On the cop number and the weak Meyniel conjecture for algebraic graphs
Arindam Biswas, Jyoti Prakash Saha
TL;DR
This work analyzes the cops-and-robbers pursuit on algebraic graphs derived from finite groups, focusing on Cayley sum graphs, generalized Cayley graphs, twisted Cayley graphs, and twisted Cayley sum graphs. It establishes a uniform bound of $c\le 2|S|$ for undirected, connected instances (under the stated symmetry/conjugation conditions) by a coordinated strategy using primary and auxiliary cops and a tail/power reduction mechanism.
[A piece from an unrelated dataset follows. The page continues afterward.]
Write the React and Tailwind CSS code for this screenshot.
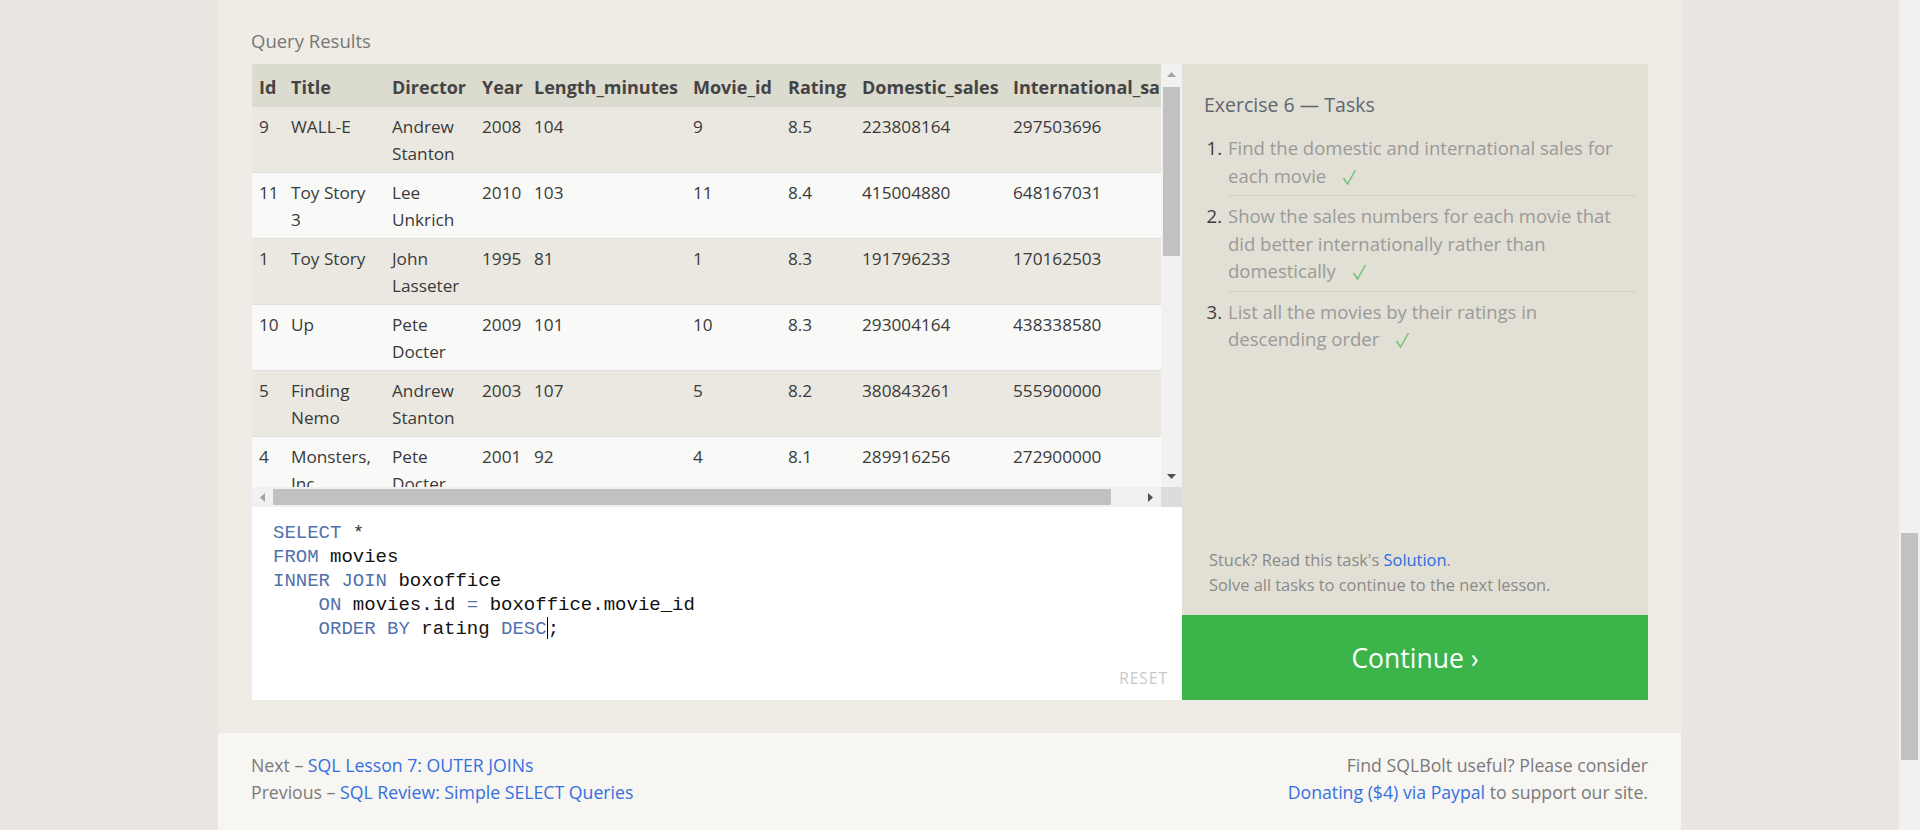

By applying Bollobás–Janson–Riordan’s results, the authors further deduce a Meyniel-type bound $c=O(n^{1-\varepsilon})$ (indeed $c\le 2\sqrt{n}\log n$) for these algebraic graphs, thereby validating the weak Meyniel conjecture in this broad class. The findings extend Frankl’s bound for Cayley graphs and illuminate pursuit-evasion dynamics on structured, highly symmetric graphs with applications to algebraic graph theory.
Abstract
We show that the cop number of the Cayley sum graph of a finite group $G$ with respect to a symmetric subset $S$ is at most twice its degree when the graph is connected, undirected. We also prove that a similar bound holds for the cop number of generalised Cayley graphs and twisted Cayley sum graphs under some conditions. These extend a result of Frankl to such graphs. Using the above bounds and a result of Bollobás--Janson--Riordan, we show that the weak Meyniel conjecture holds for these algebraic graphs.